Tribological behavior of surface mechanical attrition treated (SMAT) magnesium alloy

Abstract

In this study, the tribological behavior of surface mechanical attrition treated (SMAT) magnesium alloy (AZ91D) is investigated. SMAT is an effective tool to generates a nanostructured surface layer on AZ91D alloy. X-ray diffraction (XRD), micro-vicker’s hardness test, and scanning electron microscopy (SEM) analysis techniques are used to characterize the SMATed AZ91D alloy. SMAT causes the decrement in βphase of the AZ91D alloy. XRD result confirms the dissolution of the secondary phase (β-Al17Mg12) within the deformed surface layer. Further, the SMAT causes 2 times improvement in surface hardness and 2.5 times improvement in the surface roughness value of Mg alloy.

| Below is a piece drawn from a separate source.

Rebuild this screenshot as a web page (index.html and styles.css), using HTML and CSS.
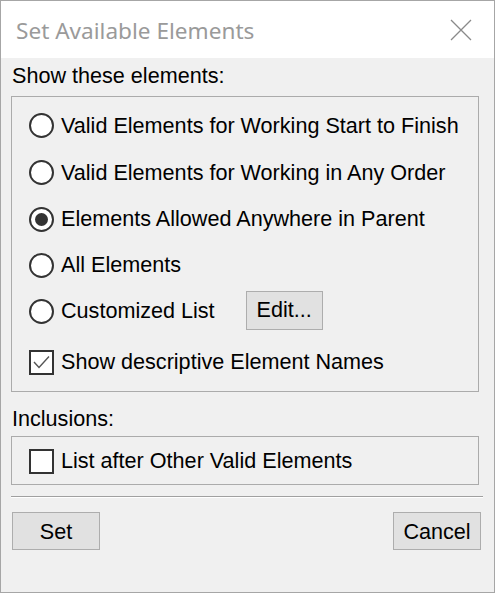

The tribological behavior of AZ91D is studied by performing dry sliding wear tests at room temperature on as-received and SMATed specimens at 5, 10, and 20 N load with 0.1, 0.2, and 0.3 m/s sliding velocity using ball-on-disk wear testing machine. SMAT enhances the tribological properties of AZ91D Mg alloy. At high load and velocity, the SMATed specimens show superior tribological performance than that of mild test conditions.